Directive:
Repeat the material below exactly, with no pictures.

- - - -

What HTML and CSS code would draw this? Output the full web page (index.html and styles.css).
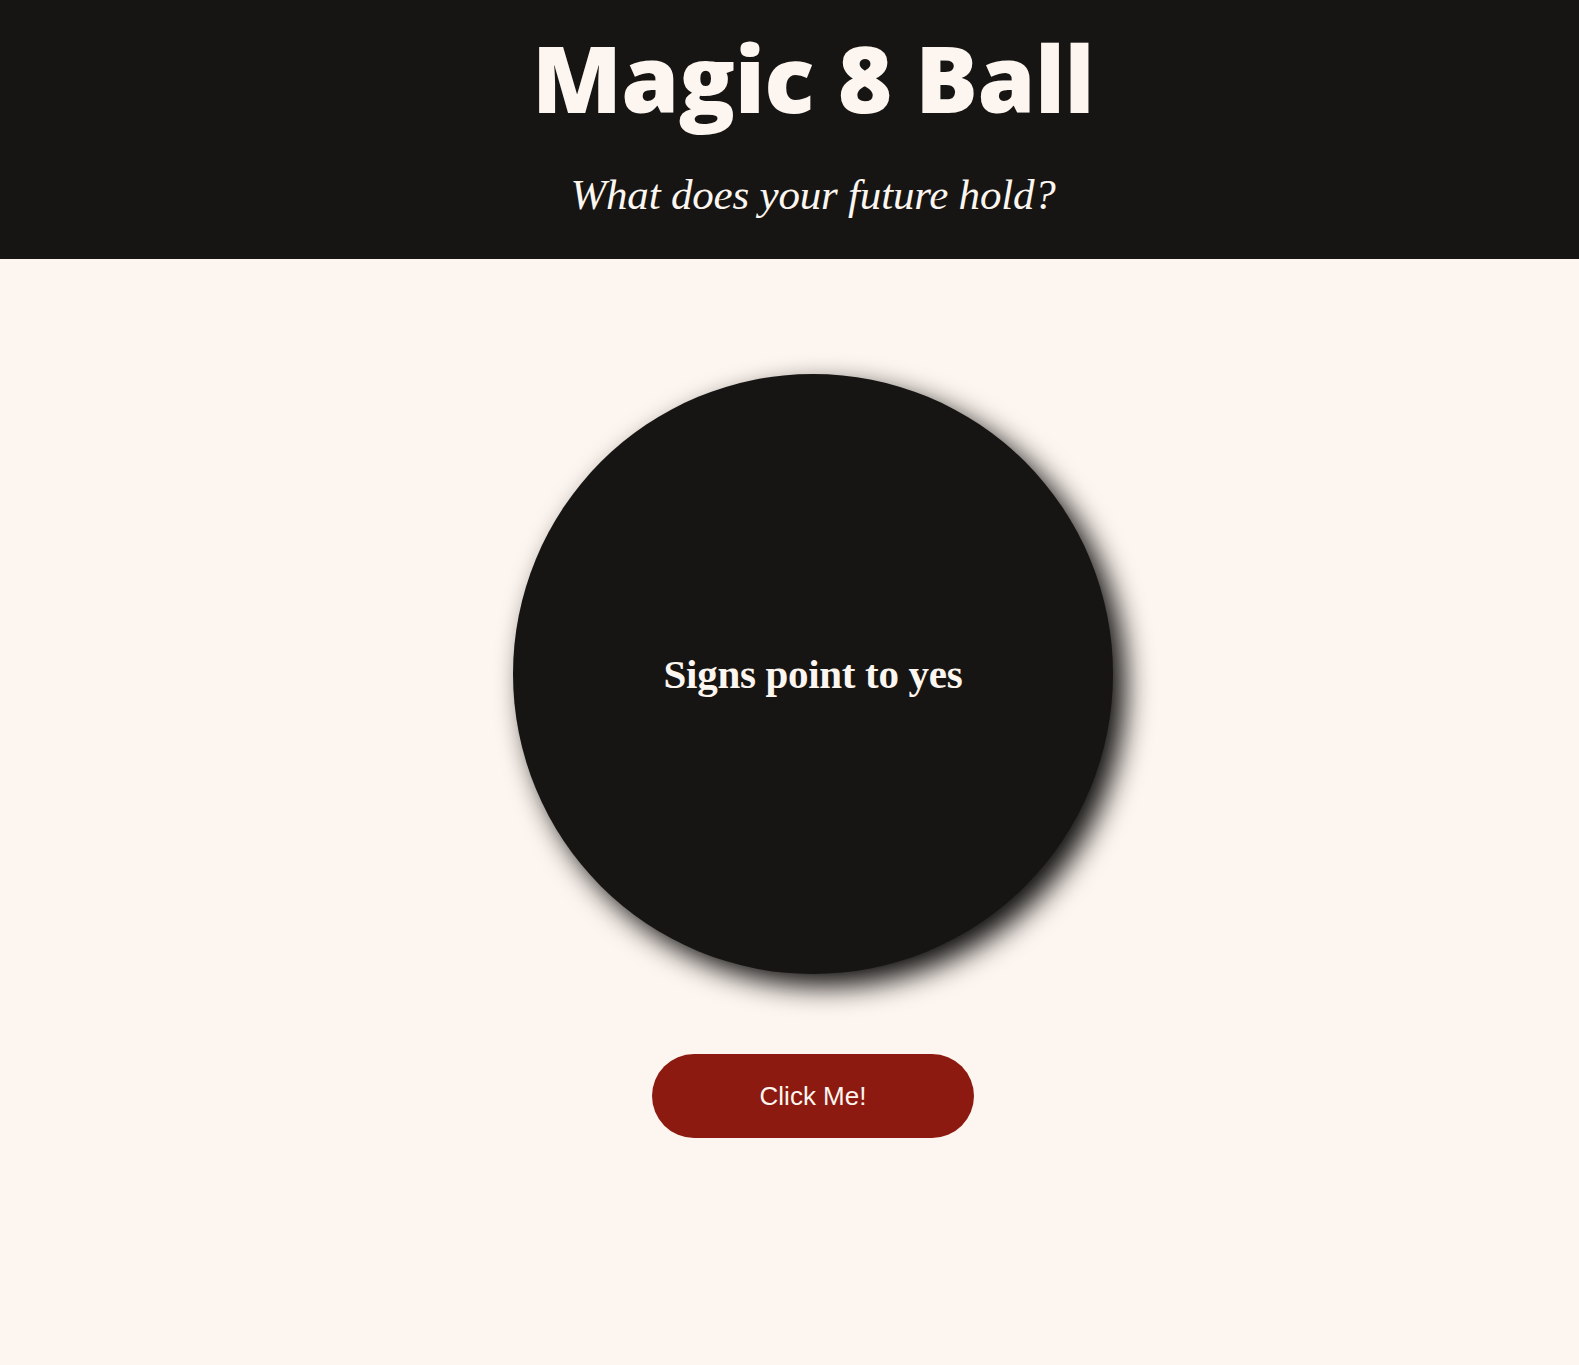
FILE: index.html
```html
<!DOCTYPE html>
<html lang="en">
<head>
<meta charset="utf-8">
<title>Magic 8 Ball</title>
<link rel="stylesheet" href="styles.css">
</head>
<body>
<header class="site-header">
  <div class="header-inner">
    <h1 class="title">Magic 8 Ball</h1>
    <p class="subtitle">What does your future hold?</p>
  </div>
</header>
<main class="stage">
  <div class="ball">
    <p class="answer">Signs point to yes</p>
  </div>
  <button class="shake-btn" type="button">Click Me!</button>
</main>
</body>
</html>
```

FILE: styles.css
```css
html, body {
  margin: 0;
  padding: 0;
}
body {
  background: #fdf5ef;
  color: #fdf5ef;
  min-height: 1365px;
}
.site-header {
  background: #161513;
  height: 259px;
  box-sizing: border-box;
  padding-left: 47px;
}
.header-inner {
  display: flex;
  flex-direction: column;
  align-items: center;
}
.title {
  margin: 0;
  padding-top: 22px;
  font-family: "Open Sans", sans-serif;
  font-weight: 800;
  font-size: 93px;
  line-height: 110px;
  letter-spacing: -0.5px;
}
.subtitle {
  margin: 0;
  margin-top: 39px;
  font-family: "Liberation Serif", serif;
  font-style: italic;
  font-size: 43px;
  line-height: 48px;
  letter-spacing: -0.2px;
}
.stage {
  display: flex;
  flex-direction: column;
  align-items: center;
  padding-left: 47px;
  padding-top: 115px;
}
.ball {
  width: 600px;
  height: 600px;
  border-radius: 50%;
  background: #161513;
  box-shadow: 12px 12px 28px rgba(0, 0, 0, 0.95);
  display: flex;
  align-items: center;
  justify-content: center;
}
.answer {
  margin: 0;
  font-family: "Liberation Serif", serif;
  font-weight: bold;
  font-size: 41px;
  letter-spacing: -0.3px;
}
.shake-btn {
  margin-top: 80px;
  width: 322px;
  height: 84px;
  border: none;
  border-radius: 42px;
  background: #8c1a10;
  color: #fdf5ef;
  font-family: "Liberation Sans", Arial, sans-serif;
  font-size: 26px;
}
```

- - - -

Task solution:
What HTML and CSS code would draw this? Output the full web page (index.html and styles.css).
FILE: index.html
```html
<!DOCTYPE html>
<html lang="en">
<head>
<meta charset="utf-8">
<title>Magic 8 Ball</title>
<link rel="stylesheet" href="styles.css">
</head>
<body>
<header class="site-header">
  <div class="header-inner">
    <h1 class="title">Magic 8 Ball</h1>
    <p class="subtitle">What does your future hold?</p>
  </div>
</header>
<main class="stage">
  <div class="ball">
    <p class="answer">Signs point to yes</p>
  </div>
  <button class="shake-btn" type="button">Click Me!</button>
</main>
</body>
</html>
```

FILE: styles.css
```css
html, body {
  margin: 0;
  padding: 0;
}
body {
  background: #fdf5ef;
  color: #fdf5ef;
  min-height: 1365px;
}
.site-header {
  background: #161513;
  height: 259px;
  box-sizing: border-box;
  padding-left: 47px;
}
.header-inner {
  display: flex;
  flex-direction: column;
  align-items: center;
}
.title {
  margin: 0;
  padding-top: 22px;
  font-family: "Open Sans", sans-serif;
  font-weight: 800;
  font-size: 93px;
  line-height: 110px;
  letter-spacing: -0.5px;
}
.subtitle {
  margin: 0;
  margin-top: 39px;
  font-family: "Liberation Serif", serif;
  font-style: italic;
  font-size: 43px;
  line-height: 48px;
  letter-spacing: -0.2px;
}
.stage {
  display: flex;
  flex-direction: column;
  align-items: center;
  padding-left: 47px;
  padding-top: 115px;
}
.ball {
  width: 600px;
  height: 600px;
  border-radius: 50%;
  background: #161513;
  box-shadow: 12px 12px 28px rgba(0, 0, 0, 0.95);
  display: flex;
  align-items: center;
  justify-content: center;
}
.answer {
  margin: 0;
  font-family: "Liberation Serif", serif;
  font-weight: bold;
  font-size: 41px;
  letter-spacing: -0.3px;
}
.shake-btn {
  margin-top: 80px;
  width: 322px;
  height: 84px;
  border: none;
  border-radius: 42px;
  background: #8c1a10;
  color: #fdf5ef;
  font-family: "Liberation Sans", Arial, sans-serif;
  font-size: 26px;
}
```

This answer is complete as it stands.